Click the link to read the article on the Summit Daily website (Robert Tann). Here’s an excerpt:
January 17, 2024
According to data from the U.S. Department of Agriculture, Colorado’s snowpack is at 90% of the 30-year-median as of Tuesday, Jan. 16. It marks a major turnaround from the beginning of the month, when statewide snowpack hovered between 60% and 70% of the median.
“It’s been pretty significant, the jump that we’ve received in the last roughly week or so,” said James Heath, division engineer for the Colorado Division of Water Resources.
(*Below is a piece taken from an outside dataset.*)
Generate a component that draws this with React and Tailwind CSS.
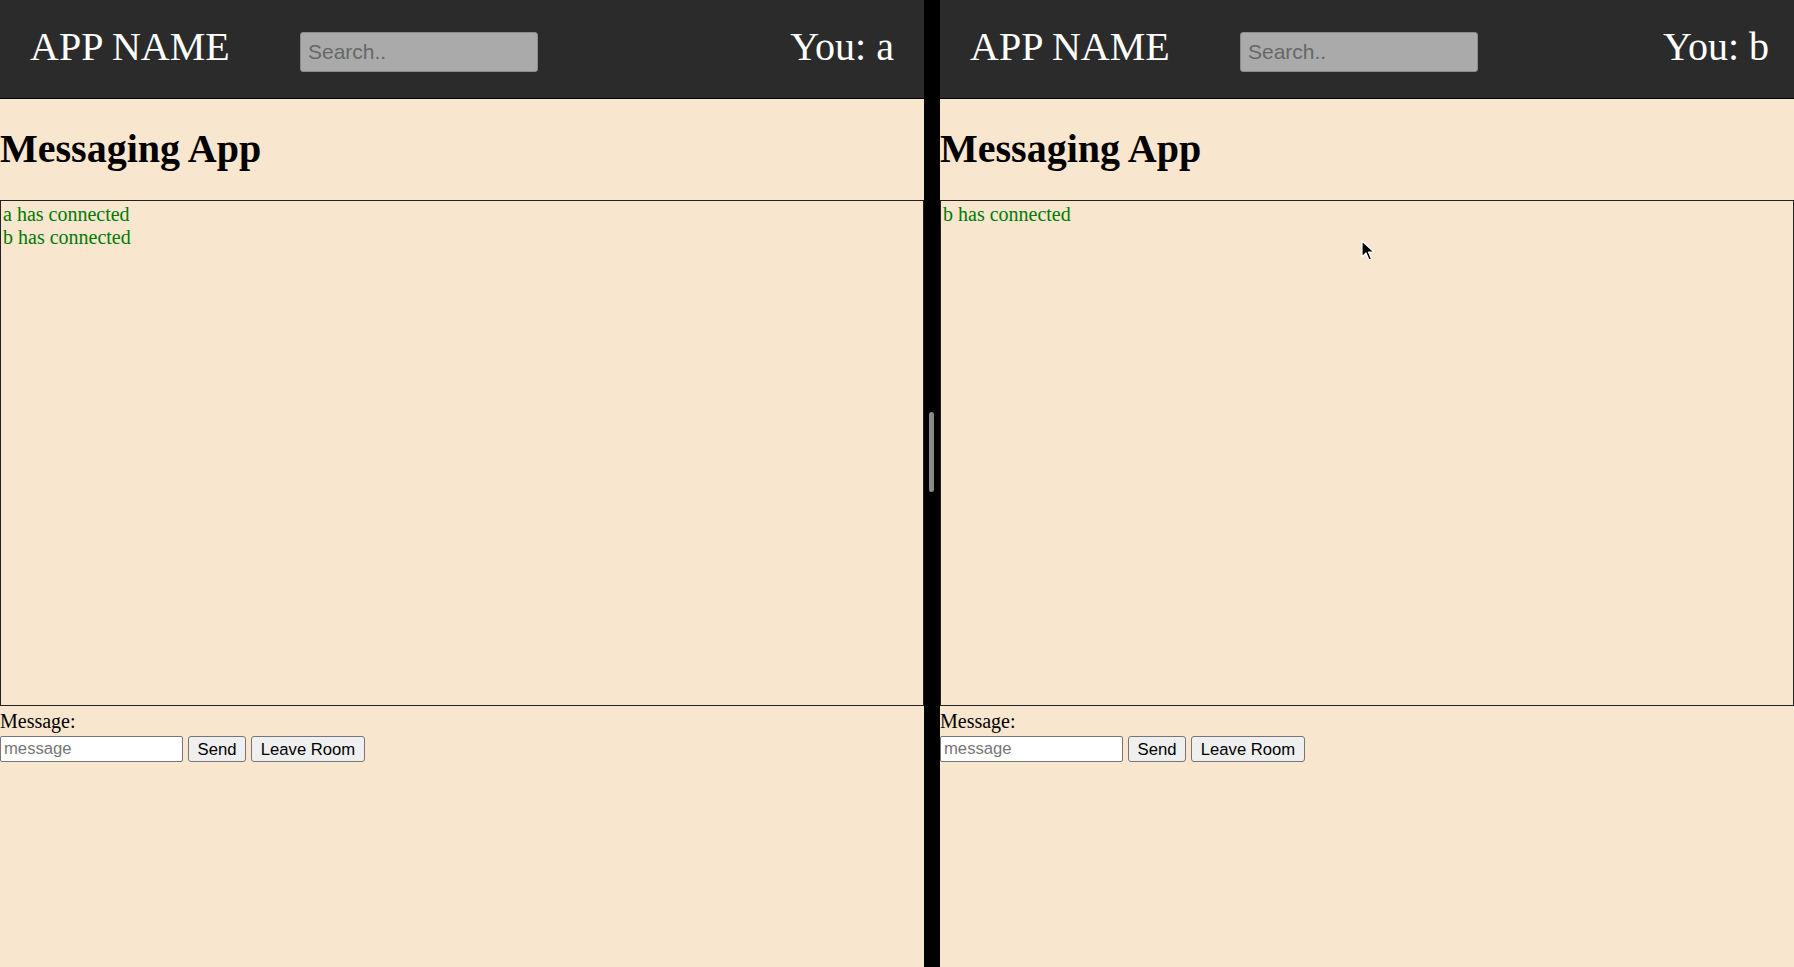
const serif = { fontFamily: '"Liberation Serif", "Times New Roman", serif' };

function Pane({ user, messages, rightPad }) {
  return (
    <div className="flex h-full min-w-0 flex-1 flex-col bg-[#f8e6cf]" style={serif}>
      {/* top bar */}
      <header
        className={`flex h-[99px] shrink-0 items-start border-b border-black bg-[#2b2b2b] pl-[30px] ${rightPad}`}
      >
        <span className="mt-[24px] w-[270px] shrink-0 text-[40px] leading-[46px] whitespace-nowrap text-white">
          APP NAME
        </span>
        <input
          type="text"
          placeholder="Search.."
          className="mt-[32px] h-[40px] w-[238px] rounded-[3px] border border-[#8c8c8c] bg-[#aaaaaa] px-[7px] font-['Liberation_Sans',Arial,sans-serif] text-[21px] text-black outline-none placeholder:text-[#676767]"
        />
        <span className="mt-[24px] ml-auto text-[40px] leading-[46px] whitespace-nowrap text-white">
          You: {user}
        </span>
      </header>

      <h1 className="mt-[27px] mb-[28px] text-[40px] leading-[46px] font-bold text-black whitespace-nowrap">
        Messaging App
      </h1>

      {/* chat log */}
      <div className="h-[506px] border border-[#222] px-[2px] pt-[2px] text-[20px] leading-[23px] text-[#007a00]">
        {messages.map((m) => (
          <div key={m}>{m}</div>
        ))}
      </div>

      {/* message form */}
      <div className="mt-[4px] text-[20px] leading-[23px] text-black">Message:</div>
      <div className="mt-[3px] flex items-center gap-[5px] font-['Liberation_Sans',Arial,sans-serif] text-[16.67px]">
        <input
          type="text"
          placeholder="message"
          className="h-[26px] w-[183px] rounded-[2px] border border-[#767676] bg-white px-[3px] text-black outline-none placeholder:text-[#767676]"
        />
        <button className="h-[26px] w-[58px] rounded-[3px] border border-[#767676] bg-[#efefef] text-black">
          Send
        </button>
        <button className="h-[26px] w-[114px] rounded-[3px] border border-[#767676] bg-[#efefef] text-black">
          Leave Room
        </button>
      </div>
    </div>
  );
}

export default function App() {
  return (
    <div className="relative flex h-[967px] w-[1794px] overflow-hidden bg-[#f8e6cf]">
      <div className="flex h-full w-[924px] shrink-0">
        <Pane user="a" messages={["a has connected", "b has connected"]} rightPad="pr-[30px]" />
      </div>

      {/* split divider with handle */}
      <div className="flex h-full w-[16px] shrink-0 flex-col bg-black pl-[5px]">
        <div className="mt-[412px] h-[80px] w-[5px] rounded-full bg-[#8a8a8a]" />
      </div>

      <div className="flex h-full flex-1">
        <Pane user="b" messages={["b has connected"]} rightPad="pr-[25px]" />
      </div>

      {/* mouse pointer */}
      <svg
        className="absolute left-[1361px] top-[240px]"
        width="14"
        height="22"
        viewBox="0 0 14 22"
      >
        <path
          d="M1 1 L1 17 L5 13 L8 20 L10.5 19 L7.5 12 L13 12 Z"
          fill="#000"
          stroke="#fff"
          strokeWidth="1.2"
          strokeLinejoin="round"
        />
      </svg>
    </div>
  );
}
Before this past week, “We were tracking alongside some of our worst years for snowpack,” such as 2002, 2012 and 2018, Heath said. But double-digit snowfall, which for some mountain areas translated to multiple feet of snow, caused snowpack levels to surge.
Some regions are trending above the state average, such as the Colorado Headwaters River Basin, which includes central and northern mountain areas. As of Tuesday, the basin was at 96% of the average…Snowpack measures the amount of water held in the snow, which is referred to as the snow water equivalent. In an average season for the Colorado Headwaters, the snow water equivalent will peak at 17.5 inches, representing the amount of water predicted to melt and become runoff in the late spring and early summer. Within the past week, the snowpack netted roughly 2 inches of water, rising from 5.4 inches on Jan. 9 to 7.7 inches on Jan. 16. Tracking the snow water equivalent can be a critical indicator for how full reservoirs will be come summer…
Longer-range forecasts show elevated precipitation in the weeks and months ahead. According to projections from the National Oceanic and Atmospheric Administration, Colorado has a 33% to 40% chance of more precipitation than is usual for the months of January, February and March.